SPACs: FCA proposes end to suspensions during a takeover
“Our position outside the EU allows the FCA to have a new, more nimble approach to domestic policymaking. But in doing so, we are guided by the principles of robust regulation, high standards, and strong safeguards.”

The Financial Conduct Authority is proposing changes to its Listing Rules for certain special purpose acquisition companies (SPACs) as the UK financial watchdog further aims to exercise its regulatory independence post-Brexit.
The FCA intends to allow an alternative approach for listed SPACs that are able to demonstrate the higher levels of investor protection that have developed in certain overseas jurisdictions, it stated, adding that currently a SPAC listing is typically suspended at the point it identifies an acquisition target.
Suspension seeks to preserve market integrity during a period when limited information on a prospective deal could result in disorderly trading in a SPAC’s shares.
However, suspension effectively locks investors into a SPAC at the point a target is announced, potentially for many months prior to completion, which is undesirable for investors and issuers.
The regulatory proposal from the FCA is that compliant SPACs should not be subject to this requirement.
Clare Cole, Director of Market Oversight at the FCA, said: “We are consulting on a set of clear conditions based on which we will not look to suspend the listing of a SPAC. These changes should encourage issuers that are willing to provide transparency and strong protections to investors. This should support market confidence and aligns our approach more closely with standards in other international markets.

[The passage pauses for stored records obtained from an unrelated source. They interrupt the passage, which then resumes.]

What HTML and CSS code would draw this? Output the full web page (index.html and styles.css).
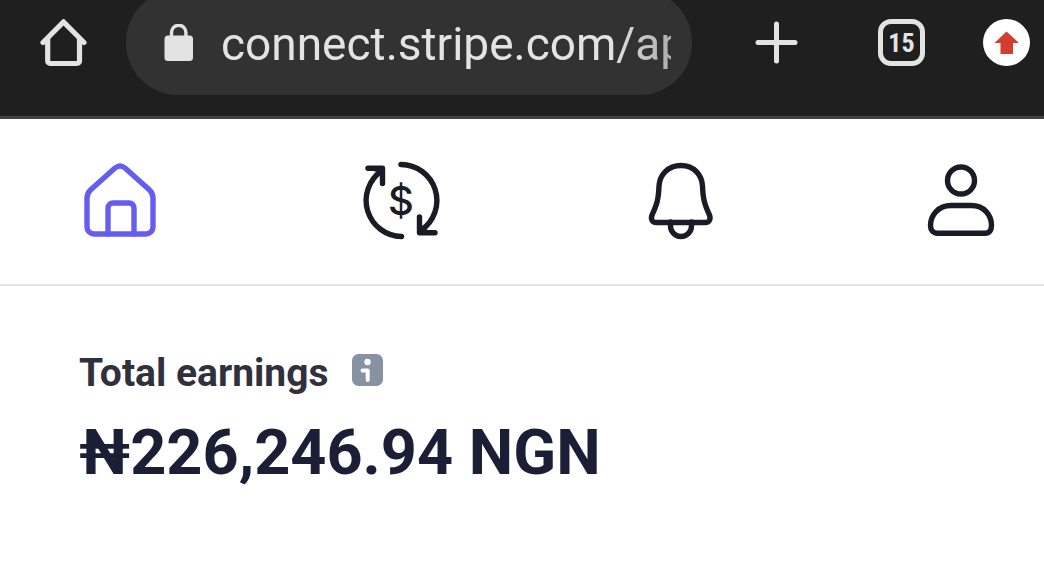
FILE: index.html
```html
<!DOCTYPE html>
<html lang="en">
<head>
    <meta charset="UTF-8">
    <meta name="viewport" content="width=device-width, initial-scale=1.0">
    <title>Total earnings</title>
    <link rel="stylesheet" href="styles.css">
</head>
<body>
    <header class="browser-bar">
        <button class="bar-button" type="button" aria-label="Home page">
            <svg width="48" height="48" viewBox="0 0 48 48" fill="none" stroke="currentColor" stroke-width="5.2" stroke-linecap="round">
                <path d="M3 23.5 23.5 3 44 23.5"/>
                <path d="M7.7 20V42a2.5 2.5 0 0 0 2.5 2.5H37a2.5 2.5 0 0 0 2.5-2.5V20"/>
            </svg>
        </button>

        <div class="address">
            <svg width="30" height="38" viewBox="0 0 30 38" aria-hidden="true">
                <rect x="0.5" y="11.5" width="28.5" height="25.5" rx="3.5" fill="currentColor"/>
                <path d="M7.5 14V8.5a7.2 7.2 0 0 1 14.4 0V14" fill="none" stroke="currentColor" stroke-width="3.4"/>
            </svg>
            <input class="address-input" type="text" aria-label="Address" value="connect.stripe.com/ap">
        </div>

        <button class="bar-button" type="button" aria-label="New tab">
            <svg width="44" height="44" viewBox="0 0 44 44" fill="none" stroke="currentColor" stroke-width="5" stroke-linecap="round">
                <path d="M22.5 3v37M4 21.5h37"/>
            </svg>
        </button>
        <button class="bar-button tab-count" type="button" aria-label="15 open tabs">15</button>
        <button class="bar-button update" type="button" aria-label="Update available">
            <svg width="26" height="24" viewBox="0 0 26 24" fill="currentColor">
                <path d="M12.5 0.5 25 12H19V23H6.5V12H0.5Z"/>
            </svg>
        </button>
    </header>

    <nav class="app-nav">
        <a class="nav-link active" href="#home" aria-label="Home">
            <svg width="80" height="80" viewBox="0 0 80 80">
                <path d="M7 37q0-5 4-8.5L35 7q5-4 10 0l24 21.5q4 3.5 4 8.5v29a7 7 0 0 1-7 7H14a7 7 0 0 1-7-7Z"/>
                <path d="M28 73V47a5 5 0 0 1 5-5h16a5 5 0 0 1 5 5v26"/>
            </svg>
        </a>
        <a class="nav-link" href="#payouts" aria-label="Payouts">
            <svg width="80" height="80" viewBox="0 0 80 80">
                <path d="M41 3.5a36 36 0 0 1 20.5 65.5"/>
                <path d="M59.5 56v15.7H75M60 66.5v4.5h6"/>
                <path d="M41.5 75.5a36 36 0 0 1-20-65.5"/>
                <path d="M22.500 22.5V7.200H8M22 12.5V8h-6"/>
                <text class="currency" x="41" y="54" text-anchor="middle">$</text>
            </svg>
        </a>
        <a class="nav-link" href="#notifications" aria-label="Notifications">
            <svg width="80" height="80" viewBox="0 0 80 80">
                <path d="M40 4.5C27 4.5 18.500 14 18 25 17.500 38 16 43 11.500 53 9 58 11 61.500 15.500 61.500H64C68.500 61.500 70.500 58 68 53 63.500 43 62 38 61.500 25 61 14 53 4.500 40 4.5Z"/>
                <path d="M29.500 61v4a10.500 10.500 0 0 0 21 0V61"/>
            </svg>
        </a>
        <a class="nav-link" href="#account" aria-label="Account">
            <svg width="80" height="80" viewBox="0 0 80 80">
                <circle cx="40" cy="19.5" r="13.500"/>
                <path d="M30 44.500H50.500C63 44.500 70.500 54 70.500 64.500 70.500 69 68.500 72.200 64 72.200H16.500C12 72.200 9.500 69 9.500 64.500 9.500 54 17.500 44.500 30 44.500Z"/>
            </svg>
        </a>
    </nav>

    <main class="earnings">
        <div class="earnings-label">
            <h1>Total earnings</h1>
            <button class="info" type="button" aria-label="About total earnings">
                <svg width="32" height="32" viewBox="0 0 32 32">
                    <rect width="31" height="32" rx="6.5" fill="#8792a2"/>
                    <circle cx="15.5" cy="8" r="3.2" fill="#fff"/>
                    <path d="M10.500 16.5h5.2V26" fill="none" stroke="#fff" stroke-width="4" stroke-linecap="round" stroke-linejoin="round"/>
                </svg>
            </button>
        </div>
        <p class="amount">₦226,246.94 NGN</p>
    </main>
</body>
</html>
```
FILE: styles.css
```css
* {
    margin: 0;
    padding: 0;
    box-sizing: border-box;
}

body {
    background-color: #fff;
    color: #1a1f36;
    font-family: Roboto, sans-serif;
    overflow-x: hidden;
}

svg {
    display: block;
}

button {
    border: none;
    background: none;
    color: inherit;
    font-family: inherit;
    cursor: pointer;
}

/* Browser toolbar */
.browser-bar {
    display: flex;
    align-items: center;
    height: 119px;
    padding: 0 14px 31px 40px;
    background-color: #1f1f1f;
    border-bottom: 3px solid #424242;
    color: #e3e3e3;
}

.bar-button {
    flex: none;
}

.address {
    display: flex;
    flex: 1;
    align-items: center;
    gap: 27px;
    min-width: 0;
    height: 105px;
    margin: 0 62px 0 38px;
    padding: 0 21px 0 38px;
    border-radius: 52px;
    background-color: #323232;
}

.address svg {
    flex: none;
}

.address-input {
    flex: 1;
    min-width: 0;
    padding-top: 2px;
    border: none;
    outline: none;
    background: none;
    color: inherit;
    font-family: inherit;
    font-size: 46px;
    line-height: 60px;
    -webkit-mask-image: linear-gradient(to right, #000 calc(100% - 60px), rgba(0, 0, 0, 0.7));
    mask-image: linear-gradient(to right, #000 calc(100% - 60px), rgba(0, 0, 0, 0.7));
}

.tab-count {
    width: 47px;
    height: 47px;
    margin: 0 58px 0 80px;
    border: 5px solid #e3e3e3;
    border-radius: 13px;
    font-family: "Roboto Condensed", "Liberation Sans Narrow", Roboto, sans-serif;
    font-size: 26px;
    font-weight: 700;
    line-height: 36px;
}

.update {
    display: flex;
    align-items: center;
    justify-content: center;
    width: 47px;
    height: 47px;
    border-radius: 50%;
    background-color: #fff;
    color: #d23f31;
}

/* App navigation */
.app-nav {
    display: flex;
    justify-content: space-between;
    padding: 42px 43px 43px 80px;
    border-bottom: 2px solid #e3e3e3;
}

.nav-link {
    color: #1a1b25;
    text-decoration: none;
}

.nav-link svg {
    fill: none;
    stroke: currentColor;
    stroke-width: 5.4;
    stroke-linecap: round;
    stroke-linejoin: round;
}

.nav-link.active {
    color: #665df0;
}

.nav-link .currency {
    fill: currentColor;
    stroke: none;
    font-family: Inter, sans-serif;
    font-size: 40px;
    font-weight: 500;
}

/* Earnings */
.earnings {
    padding: 61px 79px;
}

.earnings-label {
    display: flex;
    align-items: flex-start;
    gap: 23px;
}

.earnings-label h1 {
    color: #30313d;
    font-size: 39px;
    font-weight: 700;
    line-height: 52px;
}

.info {
    margin-top: 7px;
}

.amount {
    font-size: 63px;
    font-weight: 700;
    line-height: 80px;
    margin-top: 14px;
}
```
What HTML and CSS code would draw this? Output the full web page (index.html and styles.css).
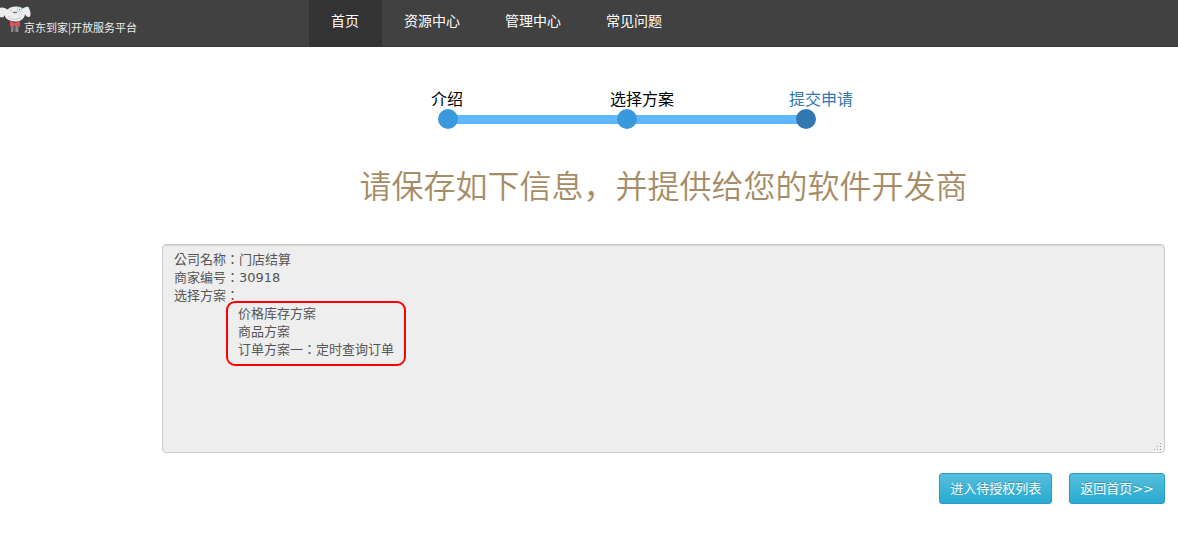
FILE: index.html
```
<!DOCTYPE html>
<html lang="zh-CN">

<head>
    <meta charset="UTF-8">
    <meta name="viewport" content="width=device-width, initial-scale=1.0">
    <title>京东到家开放服务平台</title>
    <link rel="stylesheet" href="styles.css">
</head>

<body>

    <header class="header">
        <a class="logo" href="#">
            <svg class="logo-dog" width="32" height="34" viewBox="0 0 32 34" aria-hidden="true">
                <path d="M11.500 25 L18 25 L18.500 32 L11 32 Z" fill="#8b8b8b"/>
                <path d="M13.500 25 L15.500 25 L15.500 32 L13 32 Z" fill="#555"/>
                <path d="M0 8 C2 7 5 8 7.500 9.500 C11 6 18 5.500 22.500 8.500 C25 7.500 28 5.500 29 8 C30 11 31.500 14 30 16.500 C28 18 26 16.500 25 14 C24.500 19 20 22 14.500 21.500 C9 21 5.500 19 4.500 15 C4 17.500 2 18 0 17 Z" fill="#ededed"/>
                <path d="M8 16 C11 20.500 18 20.500 21 16.500" fill="none" stroke="#c4c4c4" stroke-width="1"/>
                <circle cx="19.500" cy="9.500" r="2.300" fill="#eef8fb" stroke="#a5d3df" stroke-width="1"/>
                <circle cx="19.500" cy="9.500" r="0.700" fill="#567"/>
                <circle cx="11" cy="10.500" r="0.700" fill="#bbb"/>
                <ellipse cx="15" cy="12.500" rx="2.500" ry="0.800" fill="#777"/>
                <path d="M10 21 L14.500 23 L20 21 L20 27 L15 25.500 L10 27 Z" fill="#e0525a"/>
            </svg>
            <span class="logo-text">京东到家|开放服务平台</span>
        </a>
        <nav class="nav-bar">
            <a class="active" href="#">首页</a>
            <a href="#">资源中心</a>
            <a href="#">管理中心</a>
            <a href="#">常见问题</a>
        </nav>
    </header>

    <main class="container">
        <ol class="steps">
            <li class="step">
                <span class="step-label">介绍</span>
                <div class="step-track"><span class="step-dot"></span><span class="step-line"></span></div>
            </li>
            <li class="step">
                <span class="step-label">选择方案</span>
                <div class="step-track"><span class="step-dot"></span><span class="step-line"></span></div>
            </li>
            <li class="step current">
                <span class="step-label">提交申请</span>
                <div class="step-track"><span class="step-dot"></span></div>
            </li>
        </ol>

        <h1 class="title">请保存如下信息，并提供给您的软件开发商</h1>

        <div class="info">
            <textarea class="info-text" lang="zh-TW" aria-label="申请信息" readonly>公司名称：门店结算
商家编号：30918
选择方案：
&#9;价格库存方案
&#9;商品方案
&#9;订单方案一：定时查询订单</textarea>
            <div class="info-mark"></div>
            <svg class="info-grip" width="8" height="8" viewBox="0 0 8 8" aria-hidden="true">
                <path d="M6 0h1v1h-1z M3 3h1v1h-1z M6 3h1v1h-1z M0 6h1v1h-1z M3 6h1v1h-1z M6 6h1v1h-1z" fill="#999"/>
                <path d="M7 1h1v1h-1z M4 4h1v1h-1z M7 4h1v1h-1z M1 7h1v1h-1z M4 7h1v1h-1z M7 7h1v1h-1z" fill="#fff"/>
            </svg>
        </div>

        <div class="actions">
            <button class="btn" type="button">进入待授权列表</button>
            <button class="btn" type="button">返回首页&gt;&gt;</button>
        </div>
    </main>

</body>

</html>
```
FILE: styles.css
```
body {
    font-family: "DejaVu Sans", "Noto Sans CJK SC", sans-serif;
    font-size: 13px;
    line-height: 18px;
    margin: 0;
    background-color: #fff;
    color: #000;
}

.header {
    display: flex;
    min-height: 47px;
    background-color: #414141;
    box-shadow: inset 0 -1px 0 #383838;
}

.logo {
    display: flex;
    width: 309px;
    color: #eee;
    text-decoration: none;
}

.logo-text {
    padding: 18px 0 0;
    margin-left: -8px;
    font-family: "Noto Sans CJK SC", sans-serif;
    font-size: 11px;
}

.nav-bar {
    display: flex;
}

.nav-bar a {
    padding: 12px 23px 16px 22px;
    color: #fff;
    font-size: 14px;
    text-decoration: none;
}

.nav-bar a.active {
    background-color: #333;
}

.container {
    padding: 44px 13px 0 162px;
}

.steps {
    display: flex;
    list-style: none;
    margin: 0;
    padding: 0 0 0 269px;
}

.step {
    width: 179px;
}

.step-label {
    display: block;
    font-size: 16px;
    line-height: 18px;
}

.step-track {
    display: flex;
    align-items: center;
    margin: 0 -7px 0 7px;
}

.step-dot {
    position: relative;
    z-index: 1;
    width: 20px;
    height: 20px;
    border-radius: 50%;
    background-color: #3a99dc;
}

.step-line {
    flex: 1;
    height: 9px;
    margin: 0 -3px;
    background-color: #5fb8ff;
}

.current {
    color: #3177b0;
}

.current .step-dot {
    background-color: #3177b0;
}

.title {
    margin: 35px 0 34px;
    color: #a68c64;
    font-size: 32px;
    font-weight: 350;
    line-height: 46px;
    text-align: center;
}

.info {
    position: relative;
}

.info-text {
    display: block;
    box-sizing: border-box;
    width: 100%;
    height: 209px;
    padding: 6px 11px;
    border: 1px solid #ccc;
    border-radius: 4px;
    box-shadow: inset 0 1px 1px rgba(0, 0, 0, 0.1);
    background-color: #eee;
    color: #555;
    font-family: "DejaVu Sans", "Noto Sans CJK TC", sans-serif;
    font-size: 13px;
    line-height: 18px;
    tab-size: 64px;
    resize: none;
    outline: none;
}

/* red frame around the chosen plans */
.info-mark {
    position: absolute;
    top: 57px;
    left: 64px;
    width: 176px;
    height: 61px;
    border: 2px solid #f00;
    border-radius: 9px;
    pointer-events: none;
}

.info-grip {
    position: absolute;
    right: 3px;
    bottom: 2px;
}

.actions {
    display: flex;
    justify-content: flex-end;
    gap: 17px;
    margin-top: 20px;
}

.btn {
    padding: 6px 10px;
    border: 1px solid #2a9dbf;
    border-radius: 3px;
    background-image: linear-gradient(#55bedc, #2aabd2);
    box-shadow: 0 1px 2px rgba(0, 0, 0, 0.1);
    color: #fff;
    font-family: inherit;
    font-size: 13px;
    line-height: 17px;
    text-shadow: 0 -1px 0 rgba(0, 0, 0, 0.2);
    cursor: pointer;
}

.btn:hover {
    background-image: linear-gradient(#2aabd2, #2aabd2);
}
```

“We would expect our changes to provide a more flexible regime for larger SPACs, while still ensuring investor protections, potentially resulting in a wider range of large SPACs listed in the UK, increased choice for investors, and an alternative route to public markets for private companies.”
“Our position outside the EU allows the FCA to have a new, more nimble approach to domestic policymaking. But in doing so, we are guided by the principles of robust regulation, high standards, and strong safeguards.”
As a relatively complex investment vehicle, SPACs require investors to understand both the capital structure of each SPAC and assess the potential value and return prospects of any acquisition target that is later proposed.
The disclosure and investor protection features the FCA proposes SPACs should include in order to avoid suspension, and on which the consultation seeks feedback, include:
• setting a minimum amount of £200m to be raised when a SPAC’s shares are initially listed, to encourage a high level of institutional investor participation
• ensuring monies raised from public shareholders are ring-fenced to either fund an acquisition or be returned to shareholders, less any amounts agreed to be used for the running costs of the SPAC
• ensuring shareholder approval for any proposed acquisition, based on sufficient disclosure of key terms and a confirmation that terms are fair and reasonable if any of the SPAC’s directors have a conflict of interest relating to a target company
• a ‘redemption’ option allowing investors to exit a SPAC prior to any acquisition being completed, and a time limit on a SPAC’s operating period if no acquisition is completed
• sufficient disclosures being provided to investors on key terms and risks from the SPAC IPO through to the announcement and conclusion of any reverse takeover deal
SPAC issuers unable to meet the conditions, or those choosing not to, will continue to be subject to a presumption of suspension.
The FCA is consulting for 4 weeks on these proposals. Feedback from the full range of stakeholders will be taken into consideration as the regulator designs the new rules and/or guidance by early summer.
The regulator first confirmed it would launch a public consultation on SPACs in late March 2021.
“The regulator is considering the structural features and enhanced disclosure, including a minimum market capitalization and a redemption option for investors, required to provide appropriate investor protection”, the FCA stated at the time.
SPACs have become the new trend in buyouts. UK’s chancellor, Rishi Sunak, has recently jumped on the bandwagon and commissioned a review of the London Stock Exchange rules. The government review led by former EU commissioner Jonathan Hill has made the loosening of restrictions on SPACs a priority.
The review suggested removing a requirement for trading in SPAC shares to be suspended during a takeover so investors have time to scrutinize the deal.
In the US, the SPAC craze has already led the SEC to issue a warning to investors amid the growing trend of celebrity endorsements of special purpose acquisition companies.
“SPAC sponsors generally acquire equity in the SPAC at more favorable terms than investors in the IPO or subsequent investors on the open market. As a result, the sponsors will benefit more than investors from the SPAC’s completion of a business combination and may have an incentive to complete a transaction on terms that may be less favorable to you”, said the SEC.
In April, the SEC warned investors of risks to private companies merging with SPACs. The regulator is addressing certain accounting, financial reporting, and governance issues that should be carefully considered before a private operating company undertakes a business combination with a SPAC.